The beliefs are 'in the Bryan College's DNA', president says

An evangelical Christian university in the US has defended a move to strengthen its creationist ethos, even outlawing theories of partial evolution.

Bryan College, in Tennessee, is being sued by two former professors over a new “statement of belief” included in employment contracts.

All teachers and staff must sign the document underpinning the school’s commitment to the Bible, belief in the virgin birth of Jesus, original sin and the origin of humanity “by fiat of God”.

But a clarification has recently been added defining Adam and Eve as “historical persons”.

It reads: “We believe that all humanity is descended from Adam and Eve. They are historical persons created by God in a special formative act, and not from previously existing life forms.”

Stephen Livesay, the president of Bryan College, told the New York Times the change was important to university leaders.

"It’s in our DNA. It’s who we are,” he added.

The statement precludes increasingly popular theories of “evolutionary creationism”, which attempts to combine science and faith by seeing God as the origin of life that then evolved.

Hundreds of students signed a petition against the change of the statement in February.

A letter to the board of trustees said the motion “threatens the atmosphere of academic freedom at Bryan College” and promoted conflict among students.

It pointed out that the university’s policy manual said it represented a “wide spectrum of religious denominations” and said that there were fears professors who disagreed would lose their jobs.

Crowds at the Scopes trial in 1925. Crowds at the Scopes trial in 1925 where a teacher was prosecuted for teaching evolution in Tennessee. Two former faculty members sued the institution in May, arguing the board of trustees did not have the authority to change the 80-year-old statement of belief.

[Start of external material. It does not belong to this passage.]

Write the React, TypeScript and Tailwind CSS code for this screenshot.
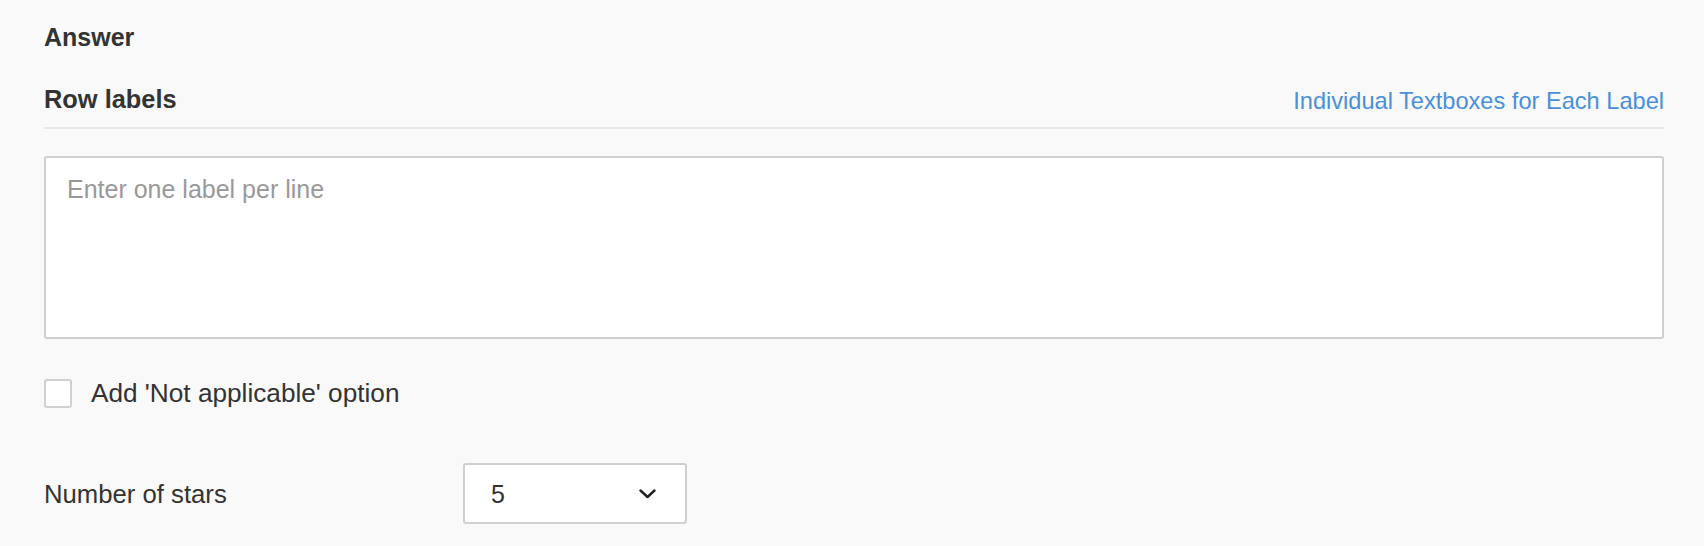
import { useState } from "react";

// ---------------------------------------------------------------------------
// Rating question — answer settings panel
// ---------------------------------------------------------------------------

function Chevron() {
  return (
    <svg width="17" height="10" viewBox="0 0 17 10" fill="none" className="text-[#222]">
      <polyline points="1.5,1.5 8.5,8 15.5,1.5" stroke="currentColor" strokeWidth="2.4" strokeLinecap="round" strokeLinejoin="round" />
    </svg>
  );
}

export default function App() {
  const [labels, setLabels] = useState("");
  const [notApplicable, setNotApplicable] = useState(false);

  return (
    <div className="min-h-[546px] bg-[#f9f9f9] pl-[44px] pr-[40px] pt-[22px] font-['Liberation_Sans',Arial,sans-serif] text-[#333]">
      <h2 className="text-[25px] font-bold leading-[30px]">Answer</h2>

      <div className="mt-[32px] flex items-end justify-between border-b-2 border-[#e8e8e8] pb-[13px]">
        <h3 className="text-[25.4px] font-bold leading-[30px]">Row labels</h3>
        <button type="button" className="mb-[-2px] text-[23.6px] leading-[30px] text-[#4a90d9]">
          Individual Textboxes for Each Label
        </button>
      </div>

      <textarea
        value={labels}
        onChange={(e) => setLabels(e.target.value)}
        placeholder="Enter one label per line"
        className="mt-[27px] block h-[183px] w-full resize-none rounded-[3px] border-2 border-[#cfcfcf] bg-white px-[21px] pt-[16px] text-[25px] leading-[30px] text-[#333] outline-none placeholder:text-[#999]"
      />

      <label className="mt-[39px] flex cursor-pointer items-center gap-[19px]">
        <span
          onClick={() => setNotApplicable((v) => !v)}
          className="flex h-[29px] w-[28px] items-center justify-center rounded-[3px] border-2 border-[#d0d0d0] bg-white"
        >
          {notApplicable && <span className="h-[12px] w-[12px] bg-[#4a90d9]" />}
        </span>
        <span className="text-[26.2px] leading-[30px]">Add 'Not applicable' option</span>
      </label>

      <div className="mt-[55px] flex items-center">
        <span className="w-[419px] text-[25.7px] leading-[30px]">Number of stars</span>
        <button
          type="button"
          className="flex h-[61px] w-[224px] items-center justify-between rounded-[3px] border-2 border-[#cfcfcf] bg-white pl-[26px] pr-[29px] text-[25px] leading-[30px]"
        >
          <span>5</span>
          <Chevron />
        </button>
      </div>
    </div>
  );
}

Dr Brian Eisenback, a graduate of Bryan College, left his post as biology professor there for another Christian college after the change.

He is writing a book trying to marry evolution with creationism in science teaching and said he previously taught all theories of creation at Bryan.

“Because of the culture war that is raging with scripture and age of the earth and so on, I think it’s important for me to teach my students the same material they would hear at any state university,” said Dr Eisenback told the New York Times.

“But then also, as a Christian who is teaching at a Christian liberal arts college, I think it’s important that they be educated on the different ways that people read relevant Scripture passages.”

Other professors at Bryan insists that Christian doctrine should take precedence in accord with its motto: “Christ above all.”

“Academic freedom is not sacrosanct,” Kevin Clauson, a politics professor, wrote in a letter to student newspaper The Bryan Triangle. “It too must submit to God in a Christian college.”

Dr Livesay said the new statement of belief did not change the curriculum and was intended to “reaffirm” rather than alter its position.

“We want to remain faithful to the historical charter of the school and what we have always practiced through the years,” he told the New York Times.

“We want to make certain that we view culture through the eyes of faith, that we don’t view our faith through the eyes of culture.”

Bryan College, founded in 1930, is named after the lawyer who successfully prosecuted a teacher for teaching evolution in the famous 1925 Scopes "monkey" trial.

William Jennings Bryan accused John Scopes of violating state laws and took the stand himself to affirm his belief in creation as told in Genesis.

He famously ridiculed theories of human evolution, saying scientists had humans descending "not even from American monkeys, but Old World monkeys".